Babel Books Bulletin

As chief book and babel watcher at this readery, I’m recommending two specials of the day.

When Noah Webster published A Grammatical Institute of the English Language in 1783, “Webster” was not yet a brand name. His book was known as the “Blue-Backed Speller,” because of its blue cover. So how much do you think that title sold? Almost two centuries before there was a New York Times bestseller list, the Noah Webster House museum reports that his grammar book sold nearly 100 million copies!

By contrast, Sarah Lyall reported in the Times in 2004, “Eats, Shoots & Leaves: The Zero Tolerance Approach to Punctuation, has become this year’s surprise No. 1 best seller here. Among the legions of the surprised are the executives at her publishing house, Profile Books, who ordered a modest initial printing of 15,000 books, but now have 510,000 in print; and Ms. Truss’s friends and family.”

Noah Webster, who palled around with George Washington and Benjamin Franklin, set out to create a distinctly American dictionary, defining — and spelling — the words American style. In 1806, he published A Compendious Dictionary of the English Language. But he wasn’t finished. When he was 70, in 1828, Webster finished his American Dictionary of the English Language.

Now here’s where the plot thickens. We’ve talked about prescriptivists (oversimplification#1: those who “prescribe” rules of correct language) and descriptivists (oversimplification #2: those who “describe” how language is actually used and dismiss arbitrary “rules” of language).

Webster may have been the first descriptivist. Then again, he was prescriptive about his descriptivism. But he really went beyond both. He was a revolutionary, rejecting traditional British spelling and usage. He was also a neologist. He not only listed but created words. According to the Noah Webster House museum, “In his dictionary, Webster used American spellings like ‘color’ instead of the English ‘colour’ and ‘music’ instead of ‘musick.’ He also added American words that weren’t in English dictionaries like ‘skunk’ and ‘squash.’” He also wanted to change tongue to tung and women to wimmen. Hey, you can’t win ’em all.

George and Charles Merriam bought the rights to Webster’s dictionary from the family after Noah Webster died in 1843. Oddly enough, according to a 1905 article in Publisher’s Weekly, all the Merriam brothers bought were the rights to the unsold copies of the books, not an exclusive on the name. Even had Webster lived longer, under prevailing copyright law, the rights had already run out on the use of his own name. That is why there are so many dictionaries named “Webster’s.”

So why am I telling you all of this? Because Merriam-Webster, a stronghold of descriptivism — an ism I isn’t — published one of my favorite writing tools.

I learned of Merriam-Webster’s Dictionary of Synonyms from Rabbi Dr. Yehuda (Leo) Levi, working with him on a science issue for Ohr Somayach’s Shma Yisrael magazine. Levi, past president of the Association of Orthodox Jewish Scientists, knows his atoms and his words.

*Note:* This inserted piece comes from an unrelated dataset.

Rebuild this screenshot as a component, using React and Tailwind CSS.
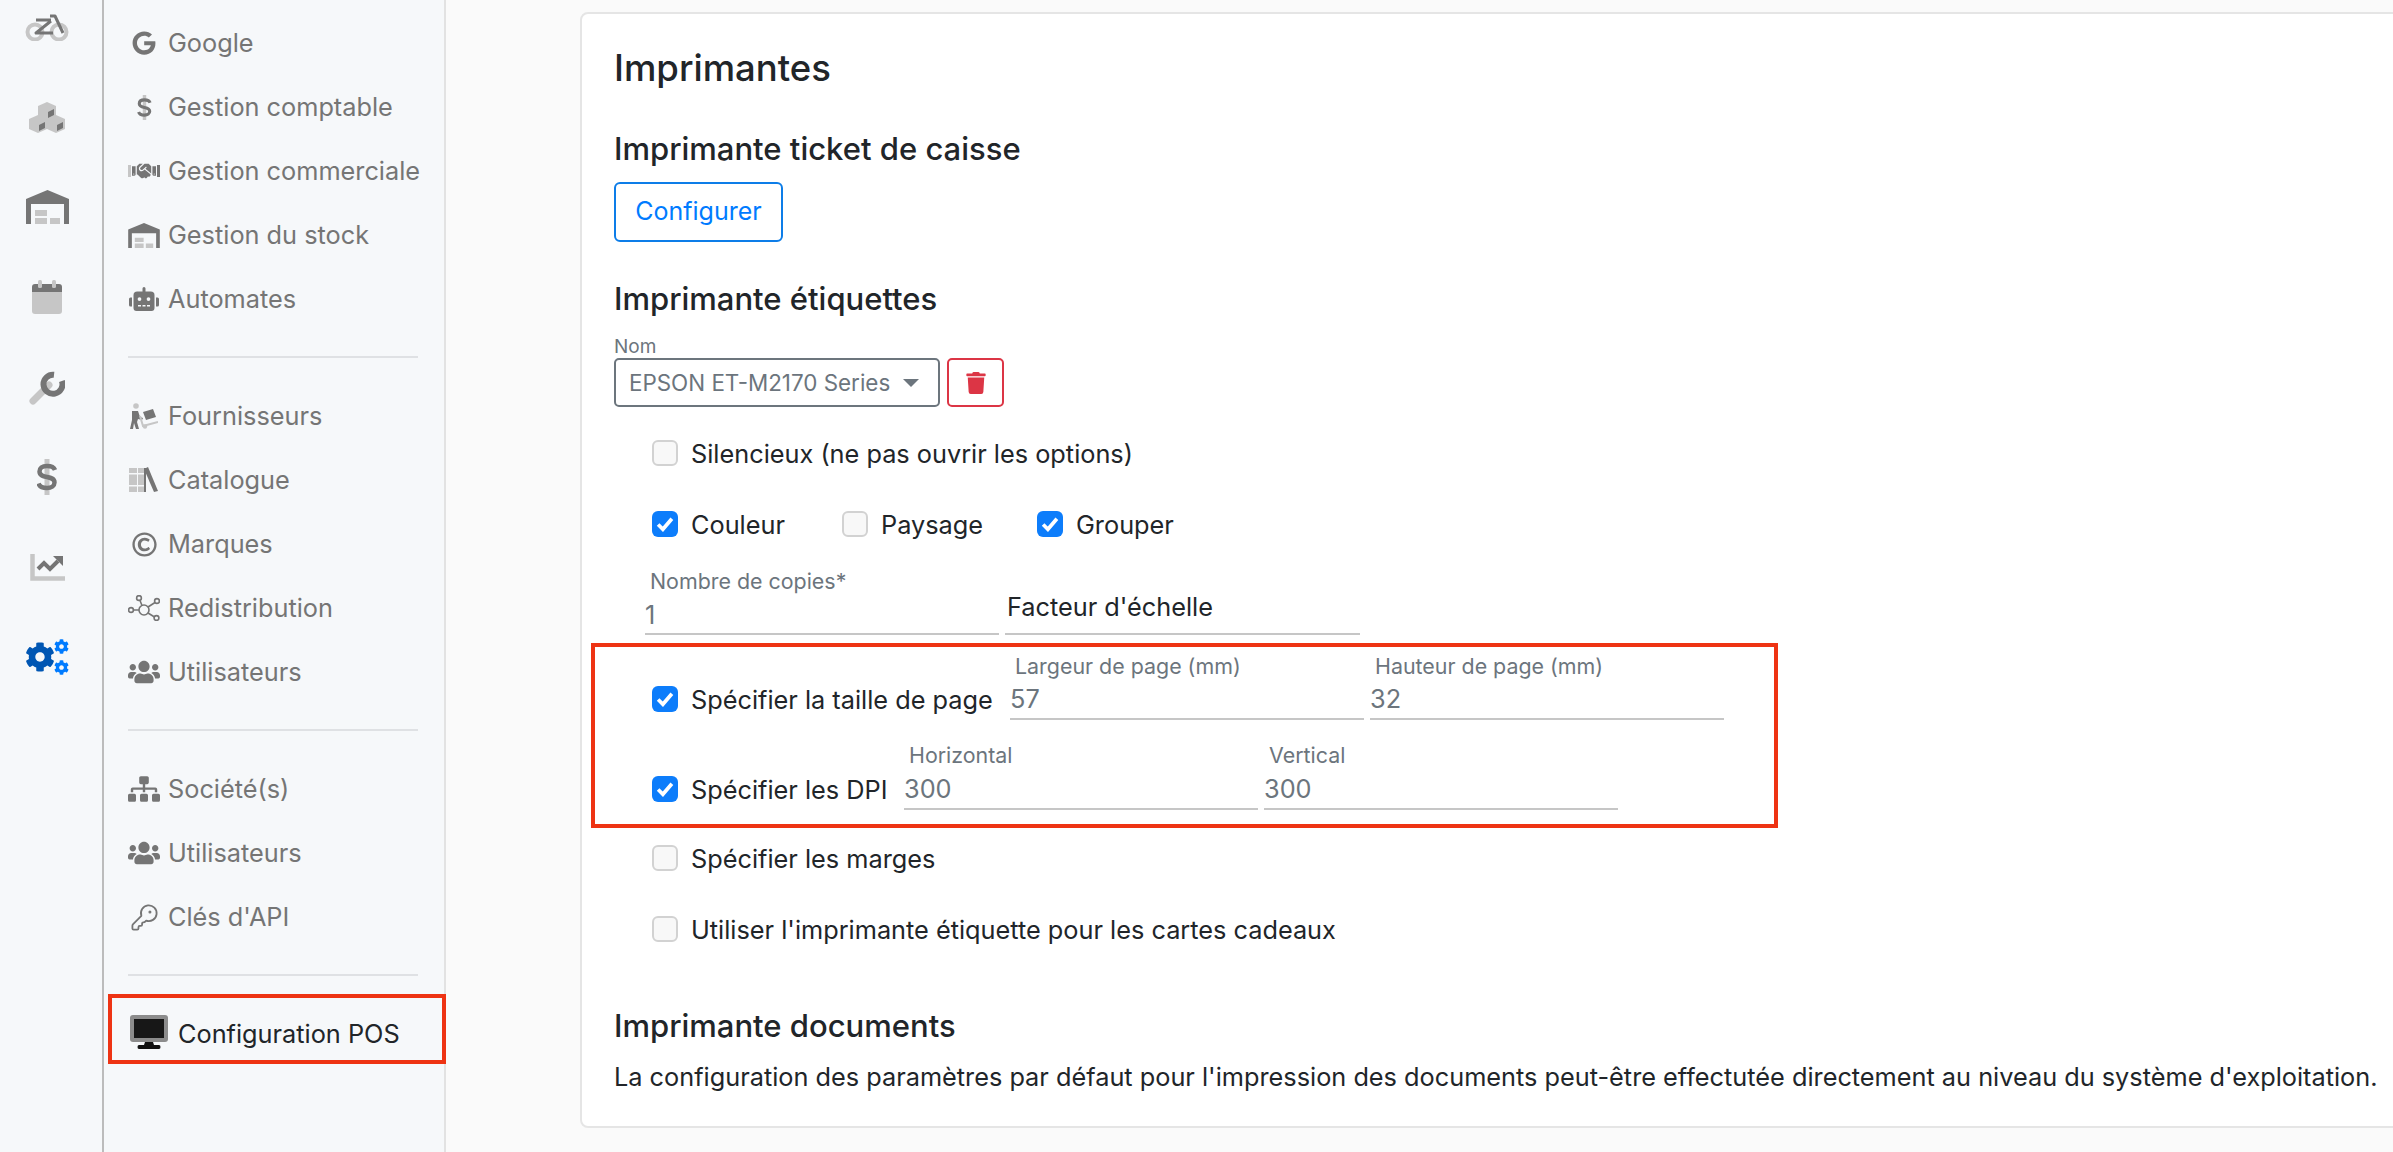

The funny thing about the book is that the very same lexicographers who insist on language-users’ rights to say infer when they mean imply, or disinterested when they mean uninterested, introduce Merriam-Webster’s Dictionary of Synonyms as a favorite of readers and writers “who wish to understand, appreciate, and make nice discriminations in English words that are similar in meaning.”

This is not your father’s thesaurus. It lists groups of synonyms and then goes ahead and tells you (did I hear someone say “prescribes”?) which word to use for what sense of meaning.

Today’s second recommendation is a lifeboat on the sea of political rhetoric — where there is little if any sense or meaning. Safire’s Political Dictionary is William Safire’s magnum opus, says Ben Zimmer, language columnist for The Wall Street Journal.

A magnum means something larger than normal size. In particular, it refers to a double-size wine bottle (I’ll drink to that) or a gun designed to fire cartridges more powerful than its caliber would suggest. An opus is a major work, which this certainly is. All of this makes it appropriate praise. Safire aimed his verbal magnum at political jargon for more than 40 years. And this opus adds notches all over Safire’s gun.

One entry illustrates hyper-alliteration in a speech Safire wrote for Spiro Agnew: “In the United States today, we have more than our share of the nattering nabobs of negativism. They have formed their own 4-H club — the hopeless, hysterical hypochondriacs of history.”

Even if you agree with Thoreau’s opening to Civil Disobedience: “That government is best which governs least,” you’ll still appreciate Safire’s definition of civil disobedience, which opens, “A doctrine requiring the individual to act against the law, accepting the law’s punishment, if that principled person believes the law to be morally wrong or politically unjust.

Sadly, all too often, the doctrine has descended into uncivil disobedience.